Ralph Fiennes, Archie Barnes and Carey Mulligan in The Dig - Netflix
Ralph Fiennes, Archie Barnes and Carey Mulligan in The Dig - Netflix

It raises his performance to the category of stunt work when a delivery van races past him on a country lane, which now looks altogether hairy on screen. “There was a certain point where I was able to stop, so I wouldn't get hit by the lorry, he says, “so I felt safe.” After it, when he arrives red in the face and out of breath at Brown’s farmhouse, he says, he had been running up and down the hill outside the farm before the take.

He appears younger than his years in The Dig. “He was born very prematurely,” his mother tells me. “He arrived nine weeks early, and we were at Guy’s Hospital for about five weeks at the very beginning of his life. It was a terrifying time.”

She is the one who helps him prepare and takes him to auditions; he had lots for The Dig, but she remembers the final one, at casting director Lucy Bevan’s house, when everyone came out of the room crying. “I think they realised they’d found their Robert,” she says.

I ask Archie about some of his other co-stars, including Mulligan, who plays his fictional mother. “Carey was like a mum on set,” he says. “She cared for everyone, she was just a lovely person.” He played with her two young children sometimes, when they came to the filming. Flynn, he adds, was really fun to work with, and taught him a new magic trick every time they were on set together.

Carey Mulligan as Edith Pretty in The Dig - Netflix
Carey Mulligan as Edith Pretty in The Dig - Netflix

Barnes hopes he can turn his talent into an adult career as an actor, and has been auditioning a lot, remotely, via videos shot at home. For the past four years, he tells me, he has wanted to be in a Spider Man movie – “Tom Holland is a huge inspiration to me” – and used to be obsessed with parkour.

Since he got into skateboarding two years ago, he’s added to his movie wish-list. “Any free moment I can, I’ll go and skate,” he says, “I’ve got a group of friends who I skate with all the time.” He’s been really missing his classmates during the pandemic but still escapes to skate each night after “staring at a screen all day” doing online lessons.

He’s also been watching the brilliant 2001 documentary about skateboarding’s evolution, Dogtown and Z-Boys. “I was like, ohh, I’d love there to be a film about skating, because if I was in it, and had to skate, it would be an easy part to play,” he says.

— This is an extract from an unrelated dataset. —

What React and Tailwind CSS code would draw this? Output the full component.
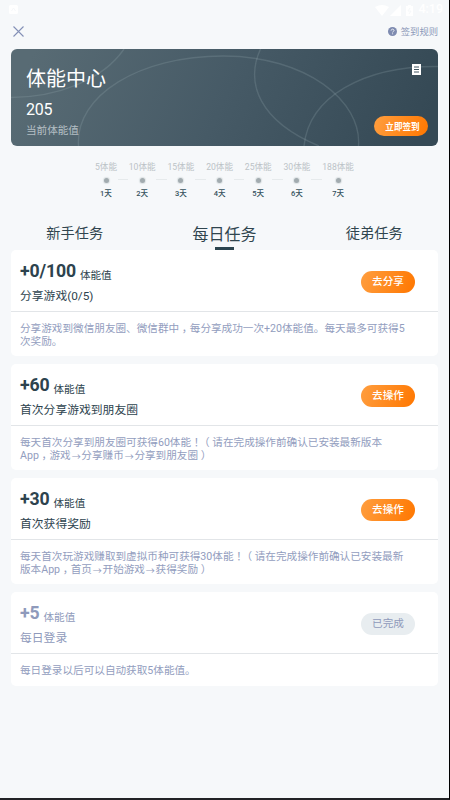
import React from "react";

const STEPS = [
  { reward: "5体能", day: "1天", width: "w-[23px]" },
  { reward: "10体能", day: "2天", width: "w-[28px]" },
  { reward: "15体能", day: "3天", width: "w-[28px]" },
  { reward: "20体能", day: "4天", width: "w-[28px]" },
  { reward: "25体能", day: "5天", width: "w-[28px]" },
  { reward: "30体能", day: "6天", width: "w-[28px]" },
  { reward: "188体能", day: "7天", width: "w-[33px]" },
];

const TASKS = [
  {
    amount: "+0/100",
    title: "分享游戏(0/5)",
    action: "去分享",
    lines: ["分享游戏到微信朋友圈、微信群中，每分享成功一次+20体能值。每天最多可获得5", "次奖励。"],
  },
  {
    amount: "+60",
    title: "首次分享游戏到朋友圈",
    action: "去操作",
    lines: ["每天首次分享到朋友圈可获得60体能！（请在完成操作前确认已安装最新版本", "App，游戏→分享赚币→分享到朋友圈）"],
  },
  {
    amount: "+30",
    title: "首次获得奖励",
    action: "去操作",
    lines: ["每天首次玩游戏赚取到虚拟币种可获得30体能！（请在完成操作前确认已安装最新", "版本App，首页→开始游戏→获得奖励）"],
  },
  {
    amount: "+5",
    title: "每日登录",
    action: "已完成",
    done: true,
    lines: ["每日登录以后可以自动获取5体能值。"],
  },
];

// full-width marks sit in the middle of their cell
const PUNCTUATION = {
  "，": "inline-block w-[1em] text-center [font-feature-settings:'halt']",
  "！": "inline-block w-[1em] text-center [font-feature-settings:'halt']",
  "（": "inline-block w-[1em] text-center [font-feature-settings:'halt']",
  "）": "inline-block w-[1em] text-center [font-feature-settings:'halt']",
  "→": "inline-block translate-y-[1.5px] scale-[0.85]",
};

const Line = ({ text }) => (
  <p className="whitespace-nowrap">
    {text.split(/([，！（）→])/).map((part, i) =>
      PUNCTUATION[part] ? (
        <span key={i} className={PUNCTUATION[part]}>{part}</span>
      ) : (
        part
      )
    )}
  </p>
);

const StatusBar = () => (
  <div className="flex h-[19px] items-center justify-between pl-[9px] pr-[6px] text-white">
    <svg className="h-[9px] w-[9px]" viewBox="0 0 9 9">
      <rect width="9" height="9" rx="1.5" fill="#fff" />
      <path d="M2.5 6 4.5 3 6.5 6" fill="none" stroke="#f6f8fa" />
    </svg>
    <div className="flex items-center">
      <svg className="h-[12px] w-[40px]" viewBox="0 0 40 12" fill="#fff">
        <path d="M0 3Q7-1 14 3L7 12Z" />
        <path d="M26 1V12H15Z" />
        <path d="M31 2h2V1h3v1h2v10h-7Z" />
        <path d="M35 4 33 7h3l-2 3" fill="none" stroke="#f6f8fa" />
      </svg>
      <span className="ml-[3px] text-[12.5px] font-medium leading-none">4:19</span>
    </div>
  </div>
);

const Header = () => (
  <div className="flex h-[30px] items-center justify-between pb-[5px] pl-[13px] pr-[11px] text-[#8d98b9]">
    <svg className="h-[11px] w-[11px]" viewBox="0 0 11 11" stroke="#8490b6" strokeWidth="1.1">
      <path d="M.5.5l10 10M10.5.5l-10 10" />
    </svg>
    <div className="flex items-center gap-[4px]">
      <svg className="h-[9px] w-[9px]" viewBox="0 0 9 9">
        <circle cx="4.5" cy="4.5" r="4.5" fill="#7e8bb0" />
        <path d="M3.1 3.6c0-2 2.9-1.8 2.9-.1 0 1-1.4 1-1.4 2M4.6 6.3v1" fill="none" stroke="#f6f8fa" strokeWidth=".9" />
      </svg>
      <span className="text-[9.3px] leading-none">签到规则</span>
    </div>
  </div>
);

const Banner = () => (
  <div className="relative ml-[11px] flex h-[97px] w-[427px] justify-between overflow-hidden rounded-[6px] bg-linear-[114deg,#586b74_5%,#465a66_50%,#354955_95%] text-white">
    <svg className="absolute inset-0 h-[97px] w-[427px]" viewBox="0 0 427 97" fill="none" stroke="#a5b8bf" strokeOpacity=".2" strokeWidth="1.4">
      <path d="M0 48.5C45 48 91 32 113 0" />
      <path d="M67.500 97C64 46 129 7 212 7S351 52 347.500 97" />
      <path d="M249.500 0C234 34 248 72 308 97" />
      <path d="M293 97C298 48 352 17 427 17.500" />
    </svg>
    <div className="relative pl-[15px] pt-[19px]">
      <h1 className="text-[20px] leading-[22px]">体能中心</h1>
      <p className="mt-[11px] text-[16px] leading-[18px] tracking-[-0.3px]">205</p>
      <p className="mt-[5px] text-[10.6px] leading-[14px] text-[#b4bfc4]">当前体能值</p>
    </div>
    <div className="relative flex flex-col items-end justify-between pb-[10px] pr-[10px] pt-[15px]">
      <svg className="mr-[7px] h-[11px] w-[9px]" viewBox="0 0 9 11">
        <path d="M0 0h9v11H0Z" fill="#fff" />
        <path d="M2 3h5M2 5.500h5M2 8h5" stroke="#435762" />
      </svg>
      <button className="flex h-[20px] w-[54px] items-center justify-center rounded-full bg-linear-[110deg,#ff9e3f,#ff7700] pl-[3px] pt-[2px] text-[8.6px] font-bold leading-none">
        立即签到
      </button>
    </div>
  </div>
);

const Steps = () => (
  <div className="flex h-[76px] items-start pl-[94.500px] pt-[15px]">
    {STEPS.map((step, i) => (
      <React.Fragment key={step.day}>
        {i > 0 && <div className="mt-[18px] h-px w-[10.700px] bg-[#e6eaec]" />}
        <div className={`flex flex-col items-center ${step.width}`}>
          <span className="whitespace-nowrap text-[8.6px] leading-[13px] text-[#bcc3c7]">{step.reward}</span>
          <span className="mt-[4px] h-[5px] w-[5px] rounded-full bg-[#a2abaf] shadow-[0_0_1px_1px_#dde2e4]" />
          <span className="mt-[5px] whitespace-nowrap text-[7.500px] font-medium leading-[12px] text-[#34505c]">{step.day}</span>
        </div>
      </React.Fragment>
    ))}
  </div>
);

const Tabs = () => (
  <div className="flex h-[28px] text-[14.200px] text-[#30454f]">
    <div className="w-[149.500px] text-center leading-[22px]">新手任务</div>
    <div className="flex w-[150px] flex-col items-center text-[16px] leading-[25px]">
      每日任务
      <span className="h-[2.500px] w-[19px] bg-[#2c444f]" />
    </div>
    <div className="w-[149.500px] text-center leading-[22px]">徒弟任务</div>
  </div>
);

const TaskCard = ({ task }) => (
  <div className={`w-[427px] rounded-[5px] bg-white ${task.done ? "h-[94px] text-[#8f9abb]" : "h-[106px] text-[#2d434e]"}`}>
    <div className="flex h-[62px] justify-between border-b border-[#e2e5e8] pl-[9px] pr-[23px]">
      <div className="pt-[11px]">
        <div className="flex h-[20px] leading-[20px]">
          <span className="text-[17.700px] font-bold tracking-[-0.15px]">{task.amount}</span>
          <span className="ml-[4px] pt-[5px] text-[10.600px]">体能值</span>
        </div>
        <p className="mt-[7px] text-[11.800px] leading-[16px]">{task.title}</p>
      </div>
      <button
        className={`mt-[21px] h-[22px] w-[54px] rounded-full text-[10.600px] leading-[22px] ${
          task.done ? "bg-[#e8edf0] text-[#8f9abb]" : "bg-linear-[110deg,#ff9e3f,#ff7700] font-medium text-white"
        }`}
      >
        {task.action}
      </button>
    </div>
    <div className="pl-[9px] pt-[11px] text-[10.620px] leading-[12.700px] text-[#929dbe]">
      {task.lines.map((line) => (
        <Line key={line} text={line} />
      ))}
    </div>
  </div>
);

export default function App() {
  return (
    <div className="h-[800px] w-[450px] overflow-hidden border-b-2 border-r border-b-[#222226] border-r-black bg-[#f6f8fa] font-[Roboto,'Noto_Sans_CJK_SC',sans-serif]">
      <StatusBar />
      <Header />
      <Banner />
      <Steps />
      <Tabs />
      <div className="flex flex-col gap-[8px] pl-[11px]">
        {TASKS.map((task) => (
          <TaskCard key={task.title} task={task} />
        ))}
      </div>
    </div>
  );
}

Nearly all of his friends have messaged him since The Dig was released to tell him how much they loved the film. They may get a jolt, though, if they ever study the Anglo-Saxons in Britain. He’s been to see the Sutton Hoo treasures at the British Museum and visited the original site, where he was transfixed by photos of the real-life Robert Pretty. “If we study Sutton Hoo,” he says, “I’m going to have a massive boost over everyone else, I know the whole story back to front.”